Exercise instructions:
Copy out each line of the listing that has the word "with" in it.

**** Data for this task ****

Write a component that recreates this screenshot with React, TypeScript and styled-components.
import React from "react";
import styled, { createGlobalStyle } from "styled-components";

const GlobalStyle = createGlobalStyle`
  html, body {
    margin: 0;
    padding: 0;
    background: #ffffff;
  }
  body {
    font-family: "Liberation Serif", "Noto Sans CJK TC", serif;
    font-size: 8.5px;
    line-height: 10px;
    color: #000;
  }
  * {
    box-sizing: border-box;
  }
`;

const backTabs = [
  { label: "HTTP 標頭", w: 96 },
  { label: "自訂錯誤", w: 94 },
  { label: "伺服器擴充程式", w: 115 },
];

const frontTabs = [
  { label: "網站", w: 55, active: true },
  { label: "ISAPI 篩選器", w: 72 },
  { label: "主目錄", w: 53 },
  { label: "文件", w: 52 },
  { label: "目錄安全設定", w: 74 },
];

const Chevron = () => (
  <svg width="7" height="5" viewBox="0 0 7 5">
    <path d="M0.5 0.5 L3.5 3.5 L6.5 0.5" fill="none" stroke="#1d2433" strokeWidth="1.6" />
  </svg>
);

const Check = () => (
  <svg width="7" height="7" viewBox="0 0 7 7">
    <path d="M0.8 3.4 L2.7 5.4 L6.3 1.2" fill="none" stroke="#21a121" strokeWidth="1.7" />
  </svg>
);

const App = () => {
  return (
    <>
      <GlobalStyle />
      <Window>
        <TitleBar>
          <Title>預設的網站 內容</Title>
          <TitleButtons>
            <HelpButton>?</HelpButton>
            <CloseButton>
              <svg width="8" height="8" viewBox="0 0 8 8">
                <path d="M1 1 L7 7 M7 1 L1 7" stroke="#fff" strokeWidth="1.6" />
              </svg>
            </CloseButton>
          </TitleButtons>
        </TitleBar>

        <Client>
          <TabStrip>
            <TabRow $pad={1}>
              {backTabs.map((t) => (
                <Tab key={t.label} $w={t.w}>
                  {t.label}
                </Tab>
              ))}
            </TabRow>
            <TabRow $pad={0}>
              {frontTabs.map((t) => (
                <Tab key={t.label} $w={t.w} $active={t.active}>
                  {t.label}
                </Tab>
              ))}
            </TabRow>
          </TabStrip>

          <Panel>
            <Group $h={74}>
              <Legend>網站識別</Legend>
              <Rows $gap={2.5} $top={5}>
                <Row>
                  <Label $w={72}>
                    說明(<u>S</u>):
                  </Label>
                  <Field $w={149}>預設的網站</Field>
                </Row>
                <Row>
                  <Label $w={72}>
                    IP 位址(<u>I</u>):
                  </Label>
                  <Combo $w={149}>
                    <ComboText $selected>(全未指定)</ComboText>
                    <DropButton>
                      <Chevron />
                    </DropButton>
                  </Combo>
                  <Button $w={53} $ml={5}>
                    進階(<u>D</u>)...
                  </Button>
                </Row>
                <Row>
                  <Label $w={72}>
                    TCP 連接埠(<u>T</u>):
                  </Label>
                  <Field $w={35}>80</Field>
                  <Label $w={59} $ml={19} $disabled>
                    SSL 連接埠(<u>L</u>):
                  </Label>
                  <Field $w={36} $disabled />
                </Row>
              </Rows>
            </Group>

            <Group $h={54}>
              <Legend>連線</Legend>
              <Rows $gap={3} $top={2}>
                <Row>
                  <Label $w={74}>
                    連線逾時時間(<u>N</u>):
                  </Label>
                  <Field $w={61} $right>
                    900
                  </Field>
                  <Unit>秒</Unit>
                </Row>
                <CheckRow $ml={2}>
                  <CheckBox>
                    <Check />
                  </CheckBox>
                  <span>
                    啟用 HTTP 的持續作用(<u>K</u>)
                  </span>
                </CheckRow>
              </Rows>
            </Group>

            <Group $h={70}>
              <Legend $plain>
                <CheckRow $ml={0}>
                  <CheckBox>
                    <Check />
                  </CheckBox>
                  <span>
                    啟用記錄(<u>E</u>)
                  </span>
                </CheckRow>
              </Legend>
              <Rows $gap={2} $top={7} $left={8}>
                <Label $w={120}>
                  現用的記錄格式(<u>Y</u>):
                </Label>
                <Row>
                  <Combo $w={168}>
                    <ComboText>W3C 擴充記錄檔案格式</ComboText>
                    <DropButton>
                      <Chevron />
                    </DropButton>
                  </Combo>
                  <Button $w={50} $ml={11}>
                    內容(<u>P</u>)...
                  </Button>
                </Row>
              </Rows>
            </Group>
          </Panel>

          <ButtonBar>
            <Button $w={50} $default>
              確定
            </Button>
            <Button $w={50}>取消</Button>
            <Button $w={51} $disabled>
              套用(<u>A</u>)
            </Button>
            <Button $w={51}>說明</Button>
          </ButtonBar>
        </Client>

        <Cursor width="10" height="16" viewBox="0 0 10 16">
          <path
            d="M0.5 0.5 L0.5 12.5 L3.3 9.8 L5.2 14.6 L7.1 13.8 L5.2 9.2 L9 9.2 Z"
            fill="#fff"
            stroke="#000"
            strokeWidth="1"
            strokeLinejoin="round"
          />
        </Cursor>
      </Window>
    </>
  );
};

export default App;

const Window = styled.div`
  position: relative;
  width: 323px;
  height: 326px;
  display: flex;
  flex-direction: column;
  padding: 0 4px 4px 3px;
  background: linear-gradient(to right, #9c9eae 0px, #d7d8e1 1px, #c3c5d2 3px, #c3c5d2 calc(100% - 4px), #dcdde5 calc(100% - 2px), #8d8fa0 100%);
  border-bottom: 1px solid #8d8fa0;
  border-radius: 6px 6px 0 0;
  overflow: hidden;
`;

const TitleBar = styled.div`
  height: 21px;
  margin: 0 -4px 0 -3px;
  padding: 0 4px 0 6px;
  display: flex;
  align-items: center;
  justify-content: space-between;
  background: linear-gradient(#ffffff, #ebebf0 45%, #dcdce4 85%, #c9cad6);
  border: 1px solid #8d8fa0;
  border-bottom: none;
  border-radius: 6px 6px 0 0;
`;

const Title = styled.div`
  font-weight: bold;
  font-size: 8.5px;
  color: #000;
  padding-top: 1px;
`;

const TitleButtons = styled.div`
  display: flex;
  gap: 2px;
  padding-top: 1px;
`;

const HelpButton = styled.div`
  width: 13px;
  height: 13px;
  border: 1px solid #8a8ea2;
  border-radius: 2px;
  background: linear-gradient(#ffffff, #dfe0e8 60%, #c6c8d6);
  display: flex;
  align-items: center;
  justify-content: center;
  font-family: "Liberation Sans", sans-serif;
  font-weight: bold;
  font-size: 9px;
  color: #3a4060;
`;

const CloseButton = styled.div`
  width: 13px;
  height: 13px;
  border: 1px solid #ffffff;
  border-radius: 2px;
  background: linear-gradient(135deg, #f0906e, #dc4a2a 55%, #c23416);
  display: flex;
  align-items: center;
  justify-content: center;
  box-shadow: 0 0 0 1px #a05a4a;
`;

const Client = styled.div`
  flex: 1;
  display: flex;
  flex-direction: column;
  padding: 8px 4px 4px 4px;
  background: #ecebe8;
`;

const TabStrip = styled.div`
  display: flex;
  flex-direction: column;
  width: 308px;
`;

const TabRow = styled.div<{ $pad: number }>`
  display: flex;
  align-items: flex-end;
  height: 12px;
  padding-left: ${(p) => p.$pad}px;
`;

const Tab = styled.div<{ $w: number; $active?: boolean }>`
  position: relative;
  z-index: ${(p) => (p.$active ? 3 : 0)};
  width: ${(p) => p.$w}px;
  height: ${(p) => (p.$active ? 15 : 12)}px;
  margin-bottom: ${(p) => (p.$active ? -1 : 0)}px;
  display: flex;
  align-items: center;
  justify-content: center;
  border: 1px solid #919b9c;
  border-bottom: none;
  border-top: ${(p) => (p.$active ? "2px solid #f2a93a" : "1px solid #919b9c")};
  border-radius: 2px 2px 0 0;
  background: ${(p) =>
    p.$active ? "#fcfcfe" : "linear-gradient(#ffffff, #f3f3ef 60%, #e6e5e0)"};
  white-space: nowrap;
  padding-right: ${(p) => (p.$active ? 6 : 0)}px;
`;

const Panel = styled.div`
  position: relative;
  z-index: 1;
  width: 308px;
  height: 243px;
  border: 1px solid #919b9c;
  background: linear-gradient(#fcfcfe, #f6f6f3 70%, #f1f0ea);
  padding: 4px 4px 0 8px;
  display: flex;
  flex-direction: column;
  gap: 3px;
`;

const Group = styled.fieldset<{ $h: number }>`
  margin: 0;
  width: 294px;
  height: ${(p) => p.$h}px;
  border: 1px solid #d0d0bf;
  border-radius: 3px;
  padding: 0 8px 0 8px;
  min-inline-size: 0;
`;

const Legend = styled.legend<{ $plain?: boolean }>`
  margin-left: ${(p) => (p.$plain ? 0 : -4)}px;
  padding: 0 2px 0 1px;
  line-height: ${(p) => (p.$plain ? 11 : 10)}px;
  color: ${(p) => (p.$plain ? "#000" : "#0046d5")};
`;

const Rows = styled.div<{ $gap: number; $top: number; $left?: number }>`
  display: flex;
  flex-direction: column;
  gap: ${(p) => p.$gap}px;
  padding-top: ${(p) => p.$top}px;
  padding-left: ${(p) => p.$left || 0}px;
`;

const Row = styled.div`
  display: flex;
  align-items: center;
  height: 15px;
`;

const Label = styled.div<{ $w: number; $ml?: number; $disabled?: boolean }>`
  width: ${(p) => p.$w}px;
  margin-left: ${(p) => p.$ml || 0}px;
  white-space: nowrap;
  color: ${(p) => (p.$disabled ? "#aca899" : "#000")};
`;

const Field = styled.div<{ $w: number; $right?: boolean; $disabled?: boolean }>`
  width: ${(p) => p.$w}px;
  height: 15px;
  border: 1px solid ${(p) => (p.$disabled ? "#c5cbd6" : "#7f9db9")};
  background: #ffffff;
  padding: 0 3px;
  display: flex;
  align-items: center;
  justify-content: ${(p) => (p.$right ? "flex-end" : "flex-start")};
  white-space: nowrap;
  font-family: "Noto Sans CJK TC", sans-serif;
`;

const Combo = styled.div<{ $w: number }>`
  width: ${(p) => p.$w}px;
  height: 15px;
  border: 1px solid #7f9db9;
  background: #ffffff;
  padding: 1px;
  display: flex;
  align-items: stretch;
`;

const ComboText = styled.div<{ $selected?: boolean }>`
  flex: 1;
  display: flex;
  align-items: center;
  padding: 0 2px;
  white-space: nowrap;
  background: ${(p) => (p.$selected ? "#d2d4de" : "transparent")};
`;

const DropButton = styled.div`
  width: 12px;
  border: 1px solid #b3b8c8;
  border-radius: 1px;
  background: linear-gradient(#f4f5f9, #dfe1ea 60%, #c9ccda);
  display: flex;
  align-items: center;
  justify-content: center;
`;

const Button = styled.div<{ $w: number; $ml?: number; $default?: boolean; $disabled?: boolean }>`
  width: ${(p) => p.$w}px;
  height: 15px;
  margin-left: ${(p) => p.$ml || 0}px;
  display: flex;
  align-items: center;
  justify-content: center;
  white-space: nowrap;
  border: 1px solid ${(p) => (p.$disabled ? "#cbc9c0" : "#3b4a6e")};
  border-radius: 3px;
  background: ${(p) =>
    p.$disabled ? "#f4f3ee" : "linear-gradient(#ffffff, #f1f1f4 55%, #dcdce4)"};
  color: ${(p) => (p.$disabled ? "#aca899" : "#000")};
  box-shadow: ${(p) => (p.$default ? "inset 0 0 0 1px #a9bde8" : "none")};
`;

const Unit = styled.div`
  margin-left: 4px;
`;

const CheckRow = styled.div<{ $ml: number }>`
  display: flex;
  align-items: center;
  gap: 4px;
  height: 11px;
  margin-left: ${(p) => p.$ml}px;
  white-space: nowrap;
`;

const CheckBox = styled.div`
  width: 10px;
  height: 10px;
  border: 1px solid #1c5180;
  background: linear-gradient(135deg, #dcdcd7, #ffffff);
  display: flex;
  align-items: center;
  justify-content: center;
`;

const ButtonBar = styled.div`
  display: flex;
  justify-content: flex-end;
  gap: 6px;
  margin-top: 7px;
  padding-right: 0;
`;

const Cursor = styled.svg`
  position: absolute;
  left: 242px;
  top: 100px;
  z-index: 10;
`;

****
**** Data for this task ****

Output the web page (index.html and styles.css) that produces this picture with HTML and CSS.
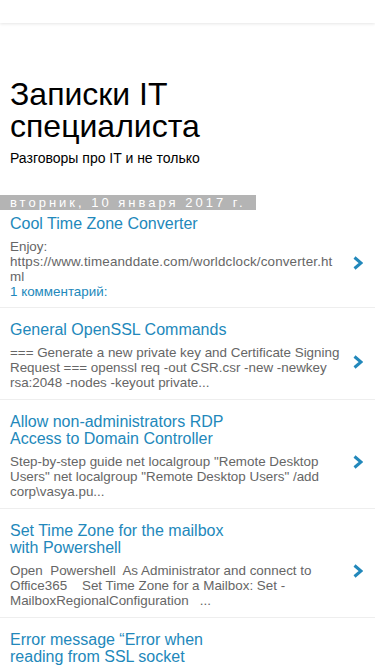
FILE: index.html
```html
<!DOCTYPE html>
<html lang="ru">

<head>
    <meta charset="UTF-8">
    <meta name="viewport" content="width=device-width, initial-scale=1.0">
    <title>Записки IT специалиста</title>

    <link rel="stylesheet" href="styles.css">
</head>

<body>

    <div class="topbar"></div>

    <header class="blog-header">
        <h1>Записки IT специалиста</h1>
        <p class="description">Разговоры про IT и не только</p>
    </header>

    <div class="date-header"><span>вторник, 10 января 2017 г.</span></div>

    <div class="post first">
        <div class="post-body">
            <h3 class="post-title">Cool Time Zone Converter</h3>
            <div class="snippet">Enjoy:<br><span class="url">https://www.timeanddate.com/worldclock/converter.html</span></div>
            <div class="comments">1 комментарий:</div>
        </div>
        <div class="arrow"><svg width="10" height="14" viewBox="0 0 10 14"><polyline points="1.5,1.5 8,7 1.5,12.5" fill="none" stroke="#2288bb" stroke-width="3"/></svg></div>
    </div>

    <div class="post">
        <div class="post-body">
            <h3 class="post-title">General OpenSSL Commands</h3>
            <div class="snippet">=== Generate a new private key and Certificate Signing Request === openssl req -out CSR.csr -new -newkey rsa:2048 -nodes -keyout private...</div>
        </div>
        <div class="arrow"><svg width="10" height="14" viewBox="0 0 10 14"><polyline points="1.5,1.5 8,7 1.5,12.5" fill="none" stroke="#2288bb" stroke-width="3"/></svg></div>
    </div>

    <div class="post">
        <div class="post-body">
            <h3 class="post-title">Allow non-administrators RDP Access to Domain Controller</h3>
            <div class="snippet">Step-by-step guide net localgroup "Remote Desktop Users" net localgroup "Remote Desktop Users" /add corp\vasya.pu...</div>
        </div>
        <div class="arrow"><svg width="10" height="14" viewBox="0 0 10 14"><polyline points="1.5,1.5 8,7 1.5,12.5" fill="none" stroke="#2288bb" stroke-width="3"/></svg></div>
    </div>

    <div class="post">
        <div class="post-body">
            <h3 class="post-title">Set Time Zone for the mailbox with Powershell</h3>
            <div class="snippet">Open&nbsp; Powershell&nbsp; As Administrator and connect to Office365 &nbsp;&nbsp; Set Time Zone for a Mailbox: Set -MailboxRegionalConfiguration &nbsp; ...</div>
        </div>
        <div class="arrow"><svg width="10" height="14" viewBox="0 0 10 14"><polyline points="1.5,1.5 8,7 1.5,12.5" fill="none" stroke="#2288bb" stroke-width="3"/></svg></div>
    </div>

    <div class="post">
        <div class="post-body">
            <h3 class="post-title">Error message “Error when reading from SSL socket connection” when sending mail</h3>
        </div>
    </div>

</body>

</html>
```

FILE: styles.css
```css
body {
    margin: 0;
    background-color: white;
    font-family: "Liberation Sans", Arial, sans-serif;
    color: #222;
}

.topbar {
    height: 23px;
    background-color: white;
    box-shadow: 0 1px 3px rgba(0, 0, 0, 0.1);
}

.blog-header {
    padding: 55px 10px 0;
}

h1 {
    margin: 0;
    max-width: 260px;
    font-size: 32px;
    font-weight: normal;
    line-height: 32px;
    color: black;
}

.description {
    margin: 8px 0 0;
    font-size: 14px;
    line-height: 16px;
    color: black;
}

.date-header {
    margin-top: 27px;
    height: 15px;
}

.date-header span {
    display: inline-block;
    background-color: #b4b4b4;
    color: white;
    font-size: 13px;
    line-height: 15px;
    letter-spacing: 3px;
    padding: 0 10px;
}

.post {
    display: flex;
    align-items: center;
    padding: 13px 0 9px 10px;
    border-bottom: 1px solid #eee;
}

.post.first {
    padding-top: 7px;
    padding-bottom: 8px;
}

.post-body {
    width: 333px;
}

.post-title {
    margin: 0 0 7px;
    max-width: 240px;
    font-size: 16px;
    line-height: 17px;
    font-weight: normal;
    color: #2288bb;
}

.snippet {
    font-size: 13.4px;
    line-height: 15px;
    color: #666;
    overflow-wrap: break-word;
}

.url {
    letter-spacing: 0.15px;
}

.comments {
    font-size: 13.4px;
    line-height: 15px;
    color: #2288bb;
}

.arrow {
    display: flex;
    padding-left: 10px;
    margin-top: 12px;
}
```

****

Result of this exercise:
Write a component that recreates this screenshot with React, TypeScript and styled-components.
Output the web page (index.html and styles.css) that produces this picture with HTML and CSS.
            <h3 class="post-title">Set Time Zone for the mailbox with Powershell</h3>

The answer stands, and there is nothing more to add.